Anti-Defamation League slams Arpaio pardon: 'We stand today with the Latino community'

The Jewish-based organization says its united with the Latino community.

August 27, 2017, 2:33 AM

— -- Criticism over President Donald Trump's decision to pardon Joe Arpaio shows no signs of slowing down.

The former sheriff of Maricopa County, Arizona, was pardoned Friday by the president for his conviction on criminal contempt of a federal court order that he stop detaining people based on their immigration status.

Critics of the pardon view the move as a direct affront to Latinos, who were primarily detained.

Other minority communities have since been vocal about being united with the Latino community.

The Anti-Defamation League, which was founded more than 100 years ago to fight defamation against Jewish Americans, was among one of the first community-based organizations to announce its solidarity with the Latino community.

"President Trump’s pardon of Joe Arpaio defies explanation and flies in the face of American values," ADL chief executive officer Jonathan A. Greenblatt said Saturday in a statement. "We stand today with the Latino community, who have been the primary targets of Arpaio’s bigotry and feel the president’s decision to pardon him particularly acutely."

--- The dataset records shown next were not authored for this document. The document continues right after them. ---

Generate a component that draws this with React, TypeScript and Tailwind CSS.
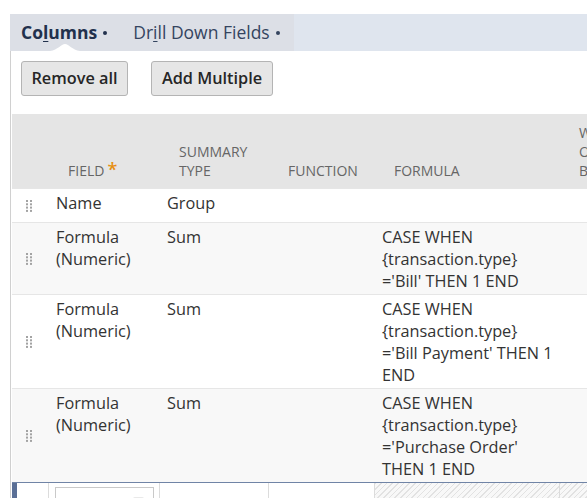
import React from 'react';

interface Row {
  field: string;
  summary: string;
  formula: string;
}

const rows: Row[] = [
  { field: 'Name', summary: 'Group', formula: '' },
  { field: 'Formula (Numeric)', summary: 'Sum', formula: "CASE WHEN {transaction.type} ='Bill' THEN 1 END" },
  { field: 'Formula (Numeric)', summary: 'Sum', formula: "CASE WHEN {transaction.type} ='Bill Payment' THEN 1 END" },
  { field: 'Formula (Numeric)', summary: 'Sum', formula: "CASE WHEN {transaction.type} ='Purchase Order' THEN 1 END" },
];

const cols = 'grid grid-cols-[36px_111px_109px_106px_185px_160px]';

const DragHandle: React.FC = () => (
  <svg width="6" height="12" viewBox="0 0 6 12" className="text-[#a3a3a3]" fill="currentColor">
    {[0, 3.3, 6.6, 9.9].map(y => (
      <React.Fragment key={y}>
        <rect x="0" y={y} width="2" height="2" />
        <rect x="4" y={y} width="2" height="2" />
      </React.Fragment>
    ))}
  </svg>
);

const Dot: React.FC = () => (
  <span className="inline-block w-[4px] h-[4px] rounded-full bg-current align-middle ml-[6px]" />
);

const TabBar: React.FC = () => (
  <div className="flex h-[37px] ml-[10px] bg-[#dfe5ee] text-[17.5px]">
    <div className="flex bg-[#dcdfe6]">
      <div className="relative flex items-center pl-[11px] pr-[13px] font-bold text-[#22314d]">
        <span>
          Co<u className="underline-offset-2">l</u>umns
        </span>
        <Dot />
        {/* notch under the active tab */}
        <svg className="absolute bottom-0 left-[40px]" width="30" height="7" viewBox="0 0 30 7">
          <path d="M0 7 C8 6 11 0 15 0 C19 0 22 6 30 7 Z" fill="#ffffff" />
        </svg>
      </div>
      <div className="flex items-center pl-[13px] pr-[14px] text-[#34445f]">
        <span>
          Dr<u className="underline-offset-2">i</u>ll Down Fields
        </span>
        <Dot />
      </div>
    </div>
  </div>
);

export default function App() {
  return (
    <div className="w-[587px] h-[498px] overflow-hidden bg-white pt-[14px] font-['Open_Sans',sans-serif] text-[#333333]">
      <TabBar />
      <div className="ml-[10px] h-full border-l border-[#d0d0d0]">
        <div className="flex gap-[23px] pl-[10px] pt-[10px] pb-[18px]">
          <button className="w-[107px] h-[35px] rounded-[3px] border border-[#b4b4b4] bg-[#e6e6e6] text-[16.3px] font-semibold text-[#262626]">
            Remove all
          </button>
          <button className="w-[122px] h-[35px] rounded-[3px] border border-[#b4b4b4] bg-[#e6e6e6] text-[16.3px] font-semibold text-[#262626]">
            Add Multiple
          </button>
        </div>

        <div className="ml-[1px] w-[707px]">
          {/* header */}
          <div className={`${cols} h-[74px] items-end bg-[#e5e5e5] pb-[8px] text-[14px] leading-[19px] text-[#666666] uppercase`}>
            <div />
            <div className="pl-[20px]">
              Field
              <span className="ml-[3px] text-[18px] leading-[10px] font-semibold text-[#e68f12]">*</span>
            </div>
            <div className="pl-[20px] pr-[4px]">Summary Type</div>
            <div className="pl-[20px]">Function</div>
            <div className="pl-[20px]">Formula</div>
            <div className="pl-[20px]">
              When
              <br />
              Ordered
              <br />
              By
            </div>
          </div>

          {/* rows */}
          {rows.map((row, i) => (
            <div
              key={i}
              className={`${cols} min-h-[34px] border-t border-[#e6e6e6] pt-[3px] pb-[2px] text-[16.3px] leading-[22px] ${
                i % 2 === 1 ? 'bg-[#f8f8f8]' : 'bg-white'
              }`}
            >
              <div className="flex items-center pl-[14px] -mt-[3px] -mb-[2px]">
                <DragHandle />
              </div>
              <div className="pl-[8px] pr-[6px]">{row.field}</div>
              <div className="pl-[8px] pr-[6px]">{row.summary}</div>
              <div className="pl-[8px] pr-[6px]" />
              <div className="pl-[8px] pr-[6px]">{row.formula}</div>
              <div />
            </div>
          ))}

          {/* edit row */}
          <div className={`${cols} h-[40px] border-t border-[#7084a6]`}>
            <div className="flex">
              <div className="w-[5px] bg-[#5a6f96]" />
            </div>
            <div className="border-l border-[#dcdcdc] pl-[6px] pt-[4px]">
              <div className="relative w-[99px] h-[30px] border border-[#c9c9c9] bg-white">
                <div className="absolute right-[9px] top-[9px] w-[11px] h-[4px] rounded-t-[2px] bg-[#e9e9e9]" />
              </div>
            </div>
            <div className="border-l border-[#dcdcdc]" />
            <div className="border-l border-[#dcdcdc]" />
            <div className="border-l border-[#dcdcdc] bg-[image:repeating-linear-gradient(135deg,#e2e2e2_0px,#e2e2e2_1px,#f8f8f8_1px,#f8f8f8_4px)]" />
            <div className="border-l border-[#dcdcdc] bg-[image:repeating-linear-gradient(135deg,#e2e2e2_0px,#e2e2e2_1px,#f8f8f8_1px,#f8f8f8_4px)]" />
          </div>
        </div>
      </div>
    </div>
  );
}
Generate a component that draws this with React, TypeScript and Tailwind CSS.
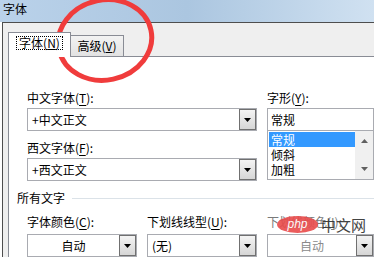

Greenblatt also took the opportunity to "question where President Trump stands on the rule of law."

He said, "Arpaio willfully defied a court order for racially profiling Latinos and now is getting away with it –- a very dangerous precedent. The pardon will foster divisions in our country at a time when we need healing. No doubt anti-immigrant extremists will celebrate this decision, but it is a sad day for Americans who care about justice, equality and strengthening our social fabric.

The ADL has had its eye on Arpaio for a while.

Said Greenblatt, "The Anti-Defamation League has been exposing Joe Arpaio’s extreme anti-immigrant tactics and bigotry for years. He has unlawfully targeted Latinos and intentionally held immigrants in deplorable and humiliating conditions. At the tent city jail he created in Arizona’s sweltering heat – boastfully comparing it to a concentration camp – he humiliated detainees.